##### DATA
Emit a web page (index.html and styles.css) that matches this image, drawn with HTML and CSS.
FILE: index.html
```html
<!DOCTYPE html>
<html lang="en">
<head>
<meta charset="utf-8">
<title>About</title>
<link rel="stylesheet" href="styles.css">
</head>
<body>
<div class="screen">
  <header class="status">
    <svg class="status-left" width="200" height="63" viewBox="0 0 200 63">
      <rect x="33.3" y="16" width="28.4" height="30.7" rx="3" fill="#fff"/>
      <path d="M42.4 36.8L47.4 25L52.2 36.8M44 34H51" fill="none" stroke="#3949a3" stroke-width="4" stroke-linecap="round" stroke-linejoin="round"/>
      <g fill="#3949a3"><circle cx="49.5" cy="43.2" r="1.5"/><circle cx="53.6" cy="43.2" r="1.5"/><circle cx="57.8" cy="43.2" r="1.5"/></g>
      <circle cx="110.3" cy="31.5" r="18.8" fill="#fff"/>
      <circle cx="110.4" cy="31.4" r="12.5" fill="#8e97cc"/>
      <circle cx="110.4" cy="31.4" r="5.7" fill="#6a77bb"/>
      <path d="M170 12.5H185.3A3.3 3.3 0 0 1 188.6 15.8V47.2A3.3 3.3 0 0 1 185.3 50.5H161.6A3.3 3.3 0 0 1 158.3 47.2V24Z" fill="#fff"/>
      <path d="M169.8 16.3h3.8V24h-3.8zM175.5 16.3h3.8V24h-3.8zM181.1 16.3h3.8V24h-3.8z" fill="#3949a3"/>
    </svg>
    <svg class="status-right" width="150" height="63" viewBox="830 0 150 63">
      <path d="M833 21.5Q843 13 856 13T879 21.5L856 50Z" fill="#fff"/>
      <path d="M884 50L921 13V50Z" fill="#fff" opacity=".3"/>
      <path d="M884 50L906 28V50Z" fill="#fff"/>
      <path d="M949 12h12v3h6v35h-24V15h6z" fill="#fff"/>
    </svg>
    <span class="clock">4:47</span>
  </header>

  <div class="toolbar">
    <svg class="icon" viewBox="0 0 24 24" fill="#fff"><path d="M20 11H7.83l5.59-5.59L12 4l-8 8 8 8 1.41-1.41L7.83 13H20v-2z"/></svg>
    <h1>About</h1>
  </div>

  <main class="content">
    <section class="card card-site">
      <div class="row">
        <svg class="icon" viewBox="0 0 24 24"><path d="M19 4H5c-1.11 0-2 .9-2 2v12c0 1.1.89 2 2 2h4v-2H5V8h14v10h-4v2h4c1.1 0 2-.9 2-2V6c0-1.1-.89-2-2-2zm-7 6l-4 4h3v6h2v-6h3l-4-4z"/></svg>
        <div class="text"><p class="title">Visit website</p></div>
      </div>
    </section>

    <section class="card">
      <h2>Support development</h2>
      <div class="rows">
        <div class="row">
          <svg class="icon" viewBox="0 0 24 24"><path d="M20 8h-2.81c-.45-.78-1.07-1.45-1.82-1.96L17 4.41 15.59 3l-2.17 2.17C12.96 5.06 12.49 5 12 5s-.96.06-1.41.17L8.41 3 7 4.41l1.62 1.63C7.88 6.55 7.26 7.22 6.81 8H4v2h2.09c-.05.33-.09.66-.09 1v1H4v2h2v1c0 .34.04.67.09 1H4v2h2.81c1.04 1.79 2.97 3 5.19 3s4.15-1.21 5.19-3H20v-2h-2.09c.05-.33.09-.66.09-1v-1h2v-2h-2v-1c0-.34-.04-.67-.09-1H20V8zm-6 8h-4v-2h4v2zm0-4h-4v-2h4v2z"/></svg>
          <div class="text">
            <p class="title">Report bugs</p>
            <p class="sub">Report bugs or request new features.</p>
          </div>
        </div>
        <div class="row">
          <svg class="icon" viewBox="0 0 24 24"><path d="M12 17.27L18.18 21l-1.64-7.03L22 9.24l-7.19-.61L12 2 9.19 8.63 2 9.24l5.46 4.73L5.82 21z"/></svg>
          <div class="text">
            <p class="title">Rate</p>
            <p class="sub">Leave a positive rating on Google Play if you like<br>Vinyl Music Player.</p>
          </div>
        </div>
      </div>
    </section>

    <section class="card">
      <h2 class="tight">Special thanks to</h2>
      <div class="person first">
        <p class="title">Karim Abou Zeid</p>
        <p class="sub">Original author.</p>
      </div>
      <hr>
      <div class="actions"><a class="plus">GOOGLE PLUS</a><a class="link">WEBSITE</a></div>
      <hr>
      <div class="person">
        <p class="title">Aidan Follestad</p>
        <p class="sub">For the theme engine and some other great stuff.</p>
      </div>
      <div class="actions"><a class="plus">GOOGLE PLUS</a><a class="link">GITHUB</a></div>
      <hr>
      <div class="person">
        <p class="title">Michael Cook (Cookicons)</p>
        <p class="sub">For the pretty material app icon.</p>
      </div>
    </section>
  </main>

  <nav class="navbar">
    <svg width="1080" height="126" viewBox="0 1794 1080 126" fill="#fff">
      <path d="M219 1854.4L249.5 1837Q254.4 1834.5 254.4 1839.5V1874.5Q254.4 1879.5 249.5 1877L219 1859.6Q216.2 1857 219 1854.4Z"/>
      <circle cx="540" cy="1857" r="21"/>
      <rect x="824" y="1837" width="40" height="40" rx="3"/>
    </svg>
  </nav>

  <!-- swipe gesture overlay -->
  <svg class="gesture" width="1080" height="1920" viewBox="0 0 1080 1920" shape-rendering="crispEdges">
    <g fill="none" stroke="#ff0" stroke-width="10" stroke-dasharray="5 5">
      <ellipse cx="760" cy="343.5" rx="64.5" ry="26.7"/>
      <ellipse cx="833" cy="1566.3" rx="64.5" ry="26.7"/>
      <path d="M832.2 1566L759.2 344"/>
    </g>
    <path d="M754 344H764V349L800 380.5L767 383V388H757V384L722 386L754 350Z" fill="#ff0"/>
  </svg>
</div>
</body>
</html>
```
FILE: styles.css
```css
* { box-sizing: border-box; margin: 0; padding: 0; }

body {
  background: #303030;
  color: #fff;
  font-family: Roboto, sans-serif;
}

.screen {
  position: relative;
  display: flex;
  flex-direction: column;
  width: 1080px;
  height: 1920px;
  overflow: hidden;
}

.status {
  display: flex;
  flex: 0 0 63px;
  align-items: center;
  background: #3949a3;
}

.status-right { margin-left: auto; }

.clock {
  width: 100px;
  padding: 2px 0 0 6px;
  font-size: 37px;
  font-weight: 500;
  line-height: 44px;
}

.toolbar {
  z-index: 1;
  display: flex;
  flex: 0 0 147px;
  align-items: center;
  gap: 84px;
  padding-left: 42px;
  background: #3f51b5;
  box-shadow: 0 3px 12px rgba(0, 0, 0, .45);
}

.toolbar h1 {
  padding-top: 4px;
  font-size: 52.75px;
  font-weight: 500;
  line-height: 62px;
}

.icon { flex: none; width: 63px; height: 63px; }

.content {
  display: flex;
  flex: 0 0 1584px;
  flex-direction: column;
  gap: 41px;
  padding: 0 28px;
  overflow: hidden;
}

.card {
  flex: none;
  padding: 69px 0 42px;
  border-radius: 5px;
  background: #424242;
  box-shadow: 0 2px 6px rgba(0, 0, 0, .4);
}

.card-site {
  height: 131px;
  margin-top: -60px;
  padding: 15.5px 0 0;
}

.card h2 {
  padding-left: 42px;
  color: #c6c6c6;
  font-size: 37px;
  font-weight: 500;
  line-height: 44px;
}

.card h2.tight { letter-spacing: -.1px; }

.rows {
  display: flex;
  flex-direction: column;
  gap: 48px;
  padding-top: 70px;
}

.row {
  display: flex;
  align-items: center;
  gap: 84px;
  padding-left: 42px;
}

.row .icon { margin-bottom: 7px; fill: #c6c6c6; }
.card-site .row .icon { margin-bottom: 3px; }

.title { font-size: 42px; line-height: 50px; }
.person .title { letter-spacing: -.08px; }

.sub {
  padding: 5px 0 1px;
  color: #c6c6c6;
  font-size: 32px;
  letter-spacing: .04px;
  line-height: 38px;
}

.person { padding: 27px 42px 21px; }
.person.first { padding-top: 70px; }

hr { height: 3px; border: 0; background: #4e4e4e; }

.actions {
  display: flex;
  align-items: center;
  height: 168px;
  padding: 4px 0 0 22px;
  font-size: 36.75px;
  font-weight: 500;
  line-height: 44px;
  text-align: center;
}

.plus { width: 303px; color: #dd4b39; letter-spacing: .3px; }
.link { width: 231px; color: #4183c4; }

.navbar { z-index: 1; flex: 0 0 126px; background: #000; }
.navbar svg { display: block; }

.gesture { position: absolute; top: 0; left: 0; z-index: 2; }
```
##########
§ DESCRIPTION OF THE TASK
Read through the data and copy every line where "styles" shows up.

§ COMPLETED EXERCISE
Emit a web page (index.html and styles.css) that matches this image, drawn with HTML and CSS.
<link rel="stylesheet" href="styles.css">
FILE: styles.css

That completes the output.